Your goal: Below is a listing to write out in full, exactly as given, without its pictures.

====

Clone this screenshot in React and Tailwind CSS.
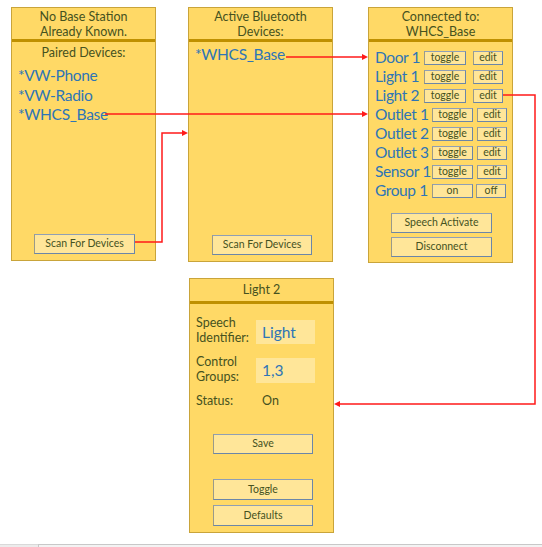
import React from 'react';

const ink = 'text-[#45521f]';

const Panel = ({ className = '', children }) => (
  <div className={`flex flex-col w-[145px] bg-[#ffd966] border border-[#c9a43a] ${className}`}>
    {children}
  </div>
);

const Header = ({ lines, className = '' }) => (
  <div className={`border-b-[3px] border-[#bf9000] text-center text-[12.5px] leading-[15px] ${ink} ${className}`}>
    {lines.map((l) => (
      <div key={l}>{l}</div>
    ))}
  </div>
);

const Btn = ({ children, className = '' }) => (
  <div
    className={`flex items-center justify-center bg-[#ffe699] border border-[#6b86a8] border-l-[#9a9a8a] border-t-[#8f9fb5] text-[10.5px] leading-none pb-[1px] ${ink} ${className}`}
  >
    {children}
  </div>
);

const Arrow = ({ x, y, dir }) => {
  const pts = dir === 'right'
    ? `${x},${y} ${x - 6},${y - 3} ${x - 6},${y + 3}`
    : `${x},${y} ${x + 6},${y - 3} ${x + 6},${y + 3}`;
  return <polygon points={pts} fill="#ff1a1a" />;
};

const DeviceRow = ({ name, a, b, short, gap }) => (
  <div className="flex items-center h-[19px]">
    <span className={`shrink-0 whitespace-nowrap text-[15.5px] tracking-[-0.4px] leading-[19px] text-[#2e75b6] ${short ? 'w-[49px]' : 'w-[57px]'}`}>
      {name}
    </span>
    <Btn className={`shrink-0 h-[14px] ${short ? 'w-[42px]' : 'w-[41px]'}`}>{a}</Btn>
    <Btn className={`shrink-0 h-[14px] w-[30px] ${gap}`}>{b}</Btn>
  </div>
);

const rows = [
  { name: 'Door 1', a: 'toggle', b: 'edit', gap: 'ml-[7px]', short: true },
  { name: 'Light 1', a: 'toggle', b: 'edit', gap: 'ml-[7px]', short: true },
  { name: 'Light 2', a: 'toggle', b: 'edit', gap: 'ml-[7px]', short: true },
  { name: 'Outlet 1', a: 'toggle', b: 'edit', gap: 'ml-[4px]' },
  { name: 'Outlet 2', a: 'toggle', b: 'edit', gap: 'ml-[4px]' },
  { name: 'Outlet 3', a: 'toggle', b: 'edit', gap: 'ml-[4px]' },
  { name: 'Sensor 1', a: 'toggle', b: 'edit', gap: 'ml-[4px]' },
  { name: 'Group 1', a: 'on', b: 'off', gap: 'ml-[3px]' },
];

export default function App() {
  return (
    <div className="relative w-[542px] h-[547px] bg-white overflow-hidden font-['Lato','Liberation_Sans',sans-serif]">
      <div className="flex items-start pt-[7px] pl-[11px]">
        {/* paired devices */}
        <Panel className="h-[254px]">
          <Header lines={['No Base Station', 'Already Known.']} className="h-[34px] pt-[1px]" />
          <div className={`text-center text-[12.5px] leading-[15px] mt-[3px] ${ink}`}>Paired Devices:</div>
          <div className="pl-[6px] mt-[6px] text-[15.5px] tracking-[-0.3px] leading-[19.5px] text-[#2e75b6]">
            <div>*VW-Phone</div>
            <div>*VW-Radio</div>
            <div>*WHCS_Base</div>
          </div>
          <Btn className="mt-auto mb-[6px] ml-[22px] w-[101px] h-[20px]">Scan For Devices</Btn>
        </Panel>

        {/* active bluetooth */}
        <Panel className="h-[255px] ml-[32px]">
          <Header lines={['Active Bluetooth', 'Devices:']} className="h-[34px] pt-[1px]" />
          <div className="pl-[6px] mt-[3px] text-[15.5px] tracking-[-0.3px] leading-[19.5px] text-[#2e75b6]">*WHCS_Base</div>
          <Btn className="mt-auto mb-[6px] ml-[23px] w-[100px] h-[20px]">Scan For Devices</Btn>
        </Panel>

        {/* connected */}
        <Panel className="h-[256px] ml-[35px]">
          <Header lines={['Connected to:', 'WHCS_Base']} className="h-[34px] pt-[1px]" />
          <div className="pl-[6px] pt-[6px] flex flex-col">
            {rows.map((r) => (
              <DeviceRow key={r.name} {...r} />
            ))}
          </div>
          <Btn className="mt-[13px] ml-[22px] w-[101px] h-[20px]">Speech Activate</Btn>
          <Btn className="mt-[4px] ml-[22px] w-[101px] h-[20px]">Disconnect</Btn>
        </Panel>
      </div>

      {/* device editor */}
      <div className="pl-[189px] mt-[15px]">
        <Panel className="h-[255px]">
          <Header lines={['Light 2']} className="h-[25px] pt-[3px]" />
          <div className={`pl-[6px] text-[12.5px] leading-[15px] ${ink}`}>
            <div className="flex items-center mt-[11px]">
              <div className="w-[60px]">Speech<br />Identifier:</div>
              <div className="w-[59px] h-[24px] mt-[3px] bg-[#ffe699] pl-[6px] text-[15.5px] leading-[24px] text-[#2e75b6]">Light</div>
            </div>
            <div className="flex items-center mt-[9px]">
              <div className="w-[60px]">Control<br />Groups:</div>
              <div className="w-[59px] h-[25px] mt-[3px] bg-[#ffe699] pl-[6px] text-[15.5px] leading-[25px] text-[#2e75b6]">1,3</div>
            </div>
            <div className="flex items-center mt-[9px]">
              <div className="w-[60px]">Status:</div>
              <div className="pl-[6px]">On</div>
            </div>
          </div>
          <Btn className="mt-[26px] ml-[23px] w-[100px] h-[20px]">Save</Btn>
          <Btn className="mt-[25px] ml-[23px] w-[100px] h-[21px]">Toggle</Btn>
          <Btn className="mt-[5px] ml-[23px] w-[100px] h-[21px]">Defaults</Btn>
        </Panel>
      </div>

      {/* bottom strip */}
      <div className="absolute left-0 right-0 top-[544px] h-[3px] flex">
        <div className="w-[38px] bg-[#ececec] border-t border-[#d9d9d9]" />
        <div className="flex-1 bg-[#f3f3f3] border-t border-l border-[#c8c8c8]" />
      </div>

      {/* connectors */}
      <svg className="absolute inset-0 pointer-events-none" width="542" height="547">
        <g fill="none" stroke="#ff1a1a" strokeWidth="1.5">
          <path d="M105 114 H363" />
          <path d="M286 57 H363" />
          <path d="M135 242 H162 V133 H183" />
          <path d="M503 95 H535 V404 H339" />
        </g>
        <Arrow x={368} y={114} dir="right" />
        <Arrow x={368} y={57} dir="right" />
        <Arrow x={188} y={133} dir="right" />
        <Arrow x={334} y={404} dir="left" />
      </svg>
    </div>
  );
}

====

Exercise output:
Clone this screenshot in React and Tailwind CSS.
import React from 'react';

const ink = 'text-[#45521f]';

const Panel = ({ className = '', children }) => (
  <div className={`flex flex-col w-[145px] bg-[#ffd966] border border-[#c9a43a] ${className}`}>
    {children}
  </div>
);

const Header = ({ lines, className = '' }) => (
  <div className={`border-b-[3px] border-[#bf9000] text-center text-[12.5px] leading-[15px] ${ink} ${className}`}>
    {lines.map((l) => (
      <div key={l}>{l}</div>
    ))}
  </div>
);

const Btn = ({ children, className = '' }) => (
  <div
    className={`flex items-center justify-center bg-[#ffe699] border border-[#6b86a8] border-l-[#9a9a8a] border-t-[#8f9fb5] text-[10.5px] leading-none pb-[1px] ${ink} ${className}`}
  >
    {children}
  </div>
);

const Arrow = ({ x, y, dir }) => {
  const pts = dir === 'right'
    ? `${x},${y} ${x - 6},${y - 3} ${x - 6},${y + 3}`
    : `${x},${y} ${x + 6},${y - 3} ${x + 6},${y + 3}`;
  return <polygon points={pts} fill="#ff1a1a" />;
};

const DeviceRow = ({ name, a, b, short, gap }) => (
  <div className="flex items-center h-[19px]">
    <span className={`shrink-0 whitespace-nowrap text-[15.5px] tracking-[-0.4px] leading-[19px] text-[#2e75b6] ${short ? 'w-[49px]' : 'w-[57px]'}`}>
      {name}
    </span>
    <Btn className={`shrink-0 h-[14px] ${short ? 'w-[42px]' : 'w-[41px]'}`}>{a}</Btn>
    <Btn className={`shrink-0 h-[14px] w-[30px] ${gap}`}>{b}</Btn>
  </div>
);

const rows = [
  { name: 'Door 1', a: 'toggle', b: 'edit', gap: 'ml-[7px]', short: true },
  { name: 'Light 1', a: 'toggle', b: 'edit', gap: 'ml-[7px]', short: true },
  { name: 'Light 2', a: 'toggle', b: 'edit', gap: 'ml-[7px]', short: true },
  { name: 'Outlet 1', a: 'toggle', b: 'edit', gap: 'ml-[4px]' },
  { name: 'Outlet 2', a: 'toggle', b: 'edit', gap: 'ml-[4px]' },
  { name: 'Outlet 3', a: 'toggle', b: 'edit', gap: 'ml-[4px]' },
  { name: 'Sensor 1', a: 'toggle', b: 'edit', gap: 'ml-[4px]' },
  { name: 'Group 1', a: 'on', b: 'off', gap: 'ml-[3px]' },
];

export default function App() {
  return (
    <div className="relative w-[542px] h-[547px] bg-white overflow-hidden font-['Lato','Liberation_Sans',sans-serif]">
      <div className="flex items-start pt-[7px] pl-[11px]">
        {/* paired devices */}
        <Panel className="h-[254px]">
          <Header lines={['No Base Station', 'Already Known.']} className="h-[34px] pt-[1px]" />
          <div className={`text-center text-[12.5px] leading-[15px] mt-[3px] ${ink}`}>Paired Devices:</div>
          <div className="pl-[6px] mt-[6px] text-[15.5px] tracking-[-0.3px] leading-[19.5px] text-[#2e75b6]">
            <div>*VW-Phone</div>
            <div>*VW-Radio</div>
            <div>*WHCS_Base</div>
          </div>
          <Btn className="mt-auto mb-[6px] ml-[22px] w-[101px] h-[20px]">Scan For Devices</Btn>
        </Panel>

        {/* active bluetooth */}
        <Panel className="h-[255px] ml-[32px]">
          <Header lines={['Active Bluetooth', 'Devices:']} className="h-[34px] pt-[1px]" />
          <div className="pl-[6px] mt-[3px] text-[15.5px] tracking-[-0.3px] leading-[19.5px] text-[#2e75b6]">*WHCS_Base</div>
          <Btn className="mt-auto mb-[6px] ml-[23px] w-[100px] h-[20px]">Scan For Devices</Btn>
        </Panel>

        {/* connected */}
        <Panel className="h-[256px] ml-[35px]">
          <Header lines={['Connected to:', 'WHCS_Base']} className="h-[34px] pt-[1px]" />
          <div className="pl-[6px] pt-[6px] flex flex-col">
            {rows.map((r) => (
              <DeviceRow key={r.name} {...r} />
            ))}
          </div>
          <Btn className="mt-[13px] ml-[22px] w-[101px] h-[20px]">Speech Activate</Btn>
          <Btn className="mt-[4px] ml-[22px] w-[101px] h-[20px]">Disconnect</Btn>
        </Panel>
      </div>

      {/* device editor */}
      <div className="pl-[189px] mt-[15px]">
        <Panel className="h-[255px]">
          <Header lines={['Light 2']} className="h-[25px] pt-[3px]" />
          <div className={`pl-[6px] text-[12.5px] leading-[15px] ${ink}`}>
            <div className="flex items-center mt-[11px]">
              <div className="w-[60px]">Speech<br />Identifier:</div>
              <div className="w-[59px] h-[24px] mt-[3px] bg-[#ffe699] pl-[6px] text-[15.5px] leading-[24px] text-[#2e75b6]">Light</div>
            </div>
            <div className="flex items-center mt-[9px]">
              <div className="w-[60px]">Control<br />Groups:</div>
              <div className="w-[59px] h-[25px] mt-[3px] bg-[#ffe699] pl-[6px] text-[15.5px] leading-[25px] text-[#2e75b6]">1,3</div>
            </div>
            <div className="flex items-center mt-[9px]">
              <div className="w-[60px]">Status:</div>
              <div className="pl-[6px]">On</div>
            </div>
          </div>
          <Btn className="mt-[26px] ml-[23px] w-[100px] h-[20px]">Save</Btn>
          <Btn className="mt-[25px] ml-[23px] w-[100px] h-[21px]">Toggle</Btn>
          <Btn className="mt-[5px] ml-[23px] w-[100px] h-[21px]">Defaults</Btn>
        </Panel>
      </div>

      {/* bottom strip */}
      <div className="absolute left-0 right-0 top-[544px] h-[3px] flex">
        <div className="w-[38px] bg-[#ececec] border-t border-[#d9d9d9]" />
        <div className="flex-1 bg-[#f3f3f3] border-t border-l border-[#c8c8c8]" />
      </div>

      {/* connectors */}
      <svg className="absolute inset-0 pointer-events-none" width="542" height="547">
        <g fill="none" stroke="#ff1a1a" strokeWidth="1.5">
          <path d="M105 114 H363" />
          <path d="M286 57 H363" />
          <path d="M135 242 H162 V133 H183" />
          <path d="M503 95 H535 V404 H339" />
        </g>
        <Arrow x={368} y={114} dir="right" />
        <Arrow x={368} y={57} dir="right" />
        <Arrow x={188} y={133} dir="right" />
        <Arrow x={334} y={404} dir="left" />
      </svg>
    </div>
  );
}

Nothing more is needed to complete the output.